**PROBLEM TO WORK ON**
Please return exactly the run of lines that begins with the line containing "Generate a component" and ends with the line containing "const board: Cell[]", pictures excluded.

**RECORDS FOR PROCESSING**
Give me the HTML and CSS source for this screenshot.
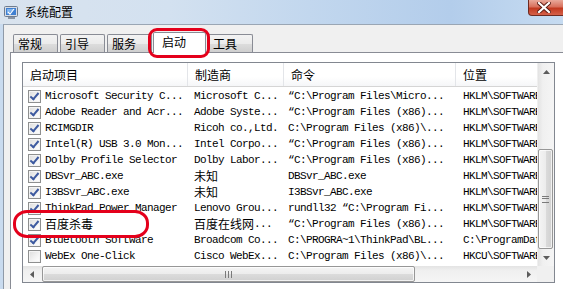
---
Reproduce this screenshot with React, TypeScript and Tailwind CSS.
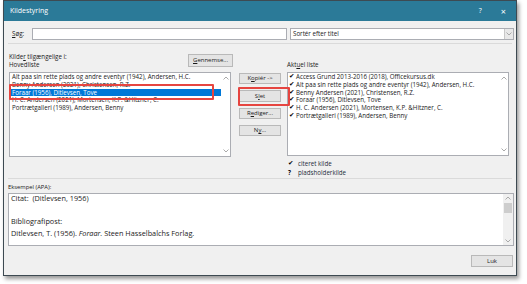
* * *
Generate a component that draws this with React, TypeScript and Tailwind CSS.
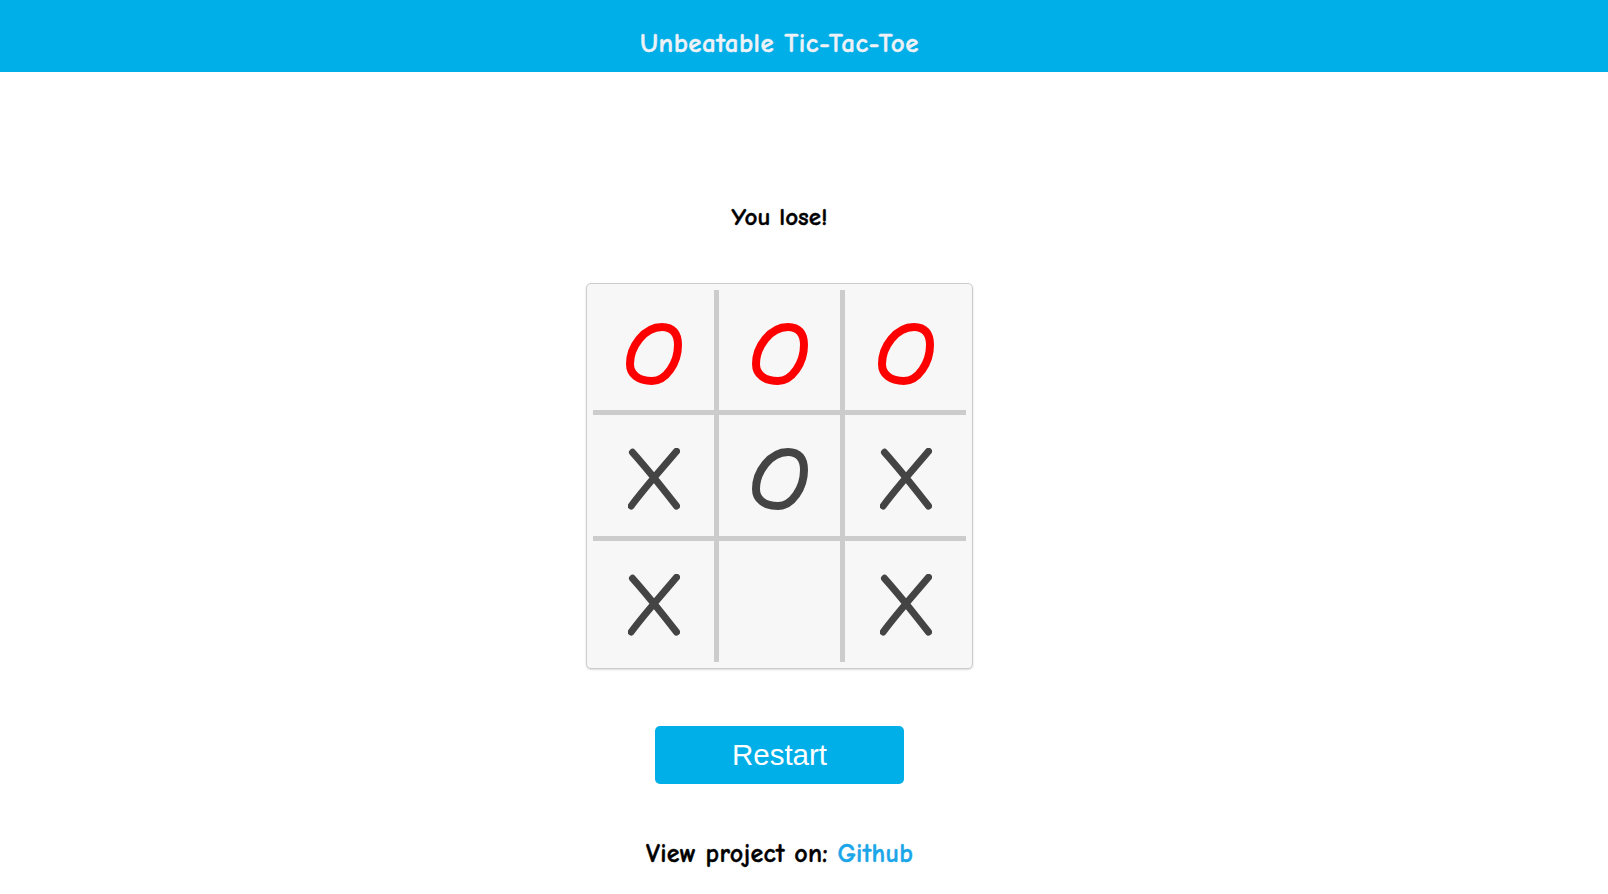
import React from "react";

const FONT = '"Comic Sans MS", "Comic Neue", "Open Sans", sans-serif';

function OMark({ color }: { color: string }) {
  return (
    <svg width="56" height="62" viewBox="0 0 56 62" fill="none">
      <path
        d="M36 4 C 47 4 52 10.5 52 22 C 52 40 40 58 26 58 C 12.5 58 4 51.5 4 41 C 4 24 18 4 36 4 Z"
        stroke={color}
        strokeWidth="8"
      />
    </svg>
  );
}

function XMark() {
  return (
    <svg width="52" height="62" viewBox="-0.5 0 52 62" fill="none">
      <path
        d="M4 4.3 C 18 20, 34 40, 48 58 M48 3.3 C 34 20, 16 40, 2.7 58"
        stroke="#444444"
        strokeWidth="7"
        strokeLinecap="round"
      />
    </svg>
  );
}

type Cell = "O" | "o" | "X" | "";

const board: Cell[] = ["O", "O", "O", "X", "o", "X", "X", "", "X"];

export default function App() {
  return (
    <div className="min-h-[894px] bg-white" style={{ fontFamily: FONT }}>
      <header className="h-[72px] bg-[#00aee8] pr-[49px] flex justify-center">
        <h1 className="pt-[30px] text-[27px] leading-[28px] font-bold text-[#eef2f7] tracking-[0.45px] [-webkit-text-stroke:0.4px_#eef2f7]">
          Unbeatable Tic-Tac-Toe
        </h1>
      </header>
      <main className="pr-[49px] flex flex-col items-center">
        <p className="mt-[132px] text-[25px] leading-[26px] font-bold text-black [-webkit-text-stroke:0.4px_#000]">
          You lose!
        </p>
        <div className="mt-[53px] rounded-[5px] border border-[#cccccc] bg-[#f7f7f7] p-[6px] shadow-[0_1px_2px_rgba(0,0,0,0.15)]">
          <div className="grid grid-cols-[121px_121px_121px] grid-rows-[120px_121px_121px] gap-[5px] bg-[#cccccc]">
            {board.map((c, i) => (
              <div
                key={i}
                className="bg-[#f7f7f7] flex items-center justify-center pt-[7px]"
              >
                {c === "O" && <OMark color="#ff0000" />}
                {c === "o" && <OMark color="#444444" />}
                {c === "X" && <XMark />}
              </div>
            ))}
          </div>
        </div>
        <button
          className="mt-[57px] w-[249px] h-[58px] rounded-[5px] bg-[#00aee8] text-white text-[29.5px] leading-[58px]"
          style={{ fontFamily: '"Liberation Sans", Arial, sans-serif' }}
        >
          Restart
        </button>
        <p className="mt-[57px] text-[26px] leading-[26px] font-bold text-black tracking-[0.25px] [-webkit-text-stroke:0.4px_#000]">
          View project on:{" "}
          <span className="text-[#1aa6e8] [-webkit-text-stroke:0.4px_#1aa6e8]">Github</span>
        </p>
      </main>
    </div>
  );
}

**ANSWER TO THIS EXERCISE**
Generate a component that draws this with React, TypeScript and Tailwind CSS.
import React from "react";

const FONT = '"Comic Sans MS", "Comic Neue", "Open Sans", sans-serif';

function OMark({ color }: { color: string }) {
  return (
    <svg width="56" height="62" viewBox="0 0 56 62" fill="none">
      <path
        d="M36 4 C 47 4 52 10.5 52 22 C 52 40 40 58 26 58 C 12.5 58 4 51.5 4 41 C 4 24 18 4 36 4 Z"
        stroke={color}
        strokeWidth="8"
      />
    </svg>
  );
}

function XMark() {
  return (
    <svg width="52" height="62" viewBox="-0.5 0 52 62" fill="none">
      <path
        d="M4 4.3 C 18 20, 34 40, 48 58 M48 3.3 C 34 20, 16 40, 2.7 58"
        stroke="#444444"
        strokeWidth="7"
        strokeLinecap="round"
      />
    </svg>
  );
}

type Cell = "O" | "o" | "X" | "";

const board: Cell[] = ["O", "O", "O", "X", "o", "X", "X", "", "X"];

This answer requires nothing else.